Other monologues in the festival include a performance by Mr. Ryan about the reality and faults of Prince Charming, as well as Brian Morey performing I Am Hamlet. Mr. Ryan describes Joe Siricussa’s adaptation of Shakespeare’s play as a “very modern, bordering on pop/slash rock musical version of the story in 11 scenes.”

ITW is also welcoming back regional high school drama students tonight and tomorrow afternoon, who will perform an original play called Laces. Set during the Holocaust, Laces was performed at the state high school theatre competition last week.

deer
Deer Play explores what happens when you completely change your life. — Kelley Debettencourt

With the exception of Laces, most of the plays are on the comedic side. Gorge Bernard Shaw’s Saint Joan tells the story of the heroine in a lighter fashion. Ms. Fierro is directing an excerpt of the play with Don Lyons, Brad Austin, Mike Gilman and Katrina Nevin as Joan of Arc.
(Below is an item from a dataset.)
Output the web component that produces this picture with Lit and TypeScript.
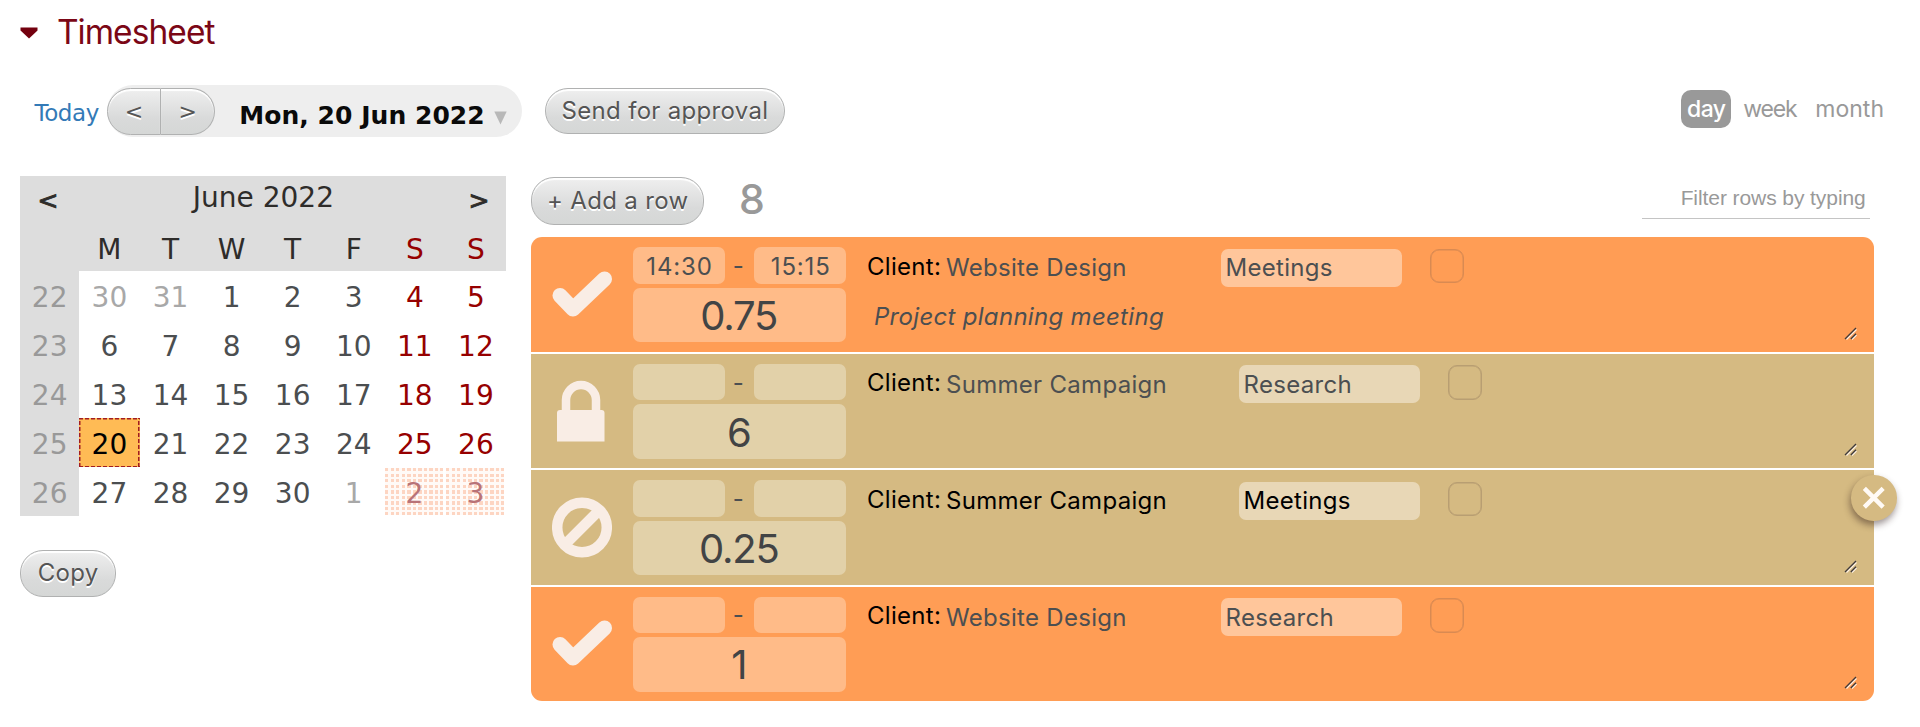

Like Ms. Berg and Ms. Brown, Ms. Fierro enjoys working with a familiar bunch of players.

“It’s always fun working with Don, he’s a challenge and he has so much natural energy,” Ms. Fierro said in a phone interview this week. “It’s like a vaudeville scene.”

Casting for community theatre proves more difficult every year, Ms. Fierro said, but if she hadn’t been able to cast Ms. Nevin as Joan, she might not have done it at all.

“She’s a natural Saint Joan,” Ms. Fierro said. “There are some splendid young actors around the Island. But Joans are born, not made, and Katrina is a born Joan.”

Nevin
“Joans are born, not made:” Saint Joan director says Katrina Nevin, center, is a born Joan. — Kelley Debettencourt

The excerpt selected for the festival is one of the more comedic acts, but Ms. Fierro chose it because of its natural narrative arc.

“The man has a huge breadth of knowledge and imagination,” Ms. Fierro said. “Next to Shakespeare I think Shaw rates tops the way he uses the English language. He has an incredible knowledge of the characters in each of his plays.

“As an actor I fell in love with him. He seems to understand actors, he gives them breadth, he allows them their own breadth. And he’s witty. The man is witty. But he’s also very spiritual.”

ITW’s One-Act Play Festival is March 10 through 13, and March 17 through 20 at the Katharine Cornell Theatre in Vineyard Haven at 7:30 p.m. Sunday matinees are at 3 p.m. Tickets are $10 plus an item for the Island Food Pantry.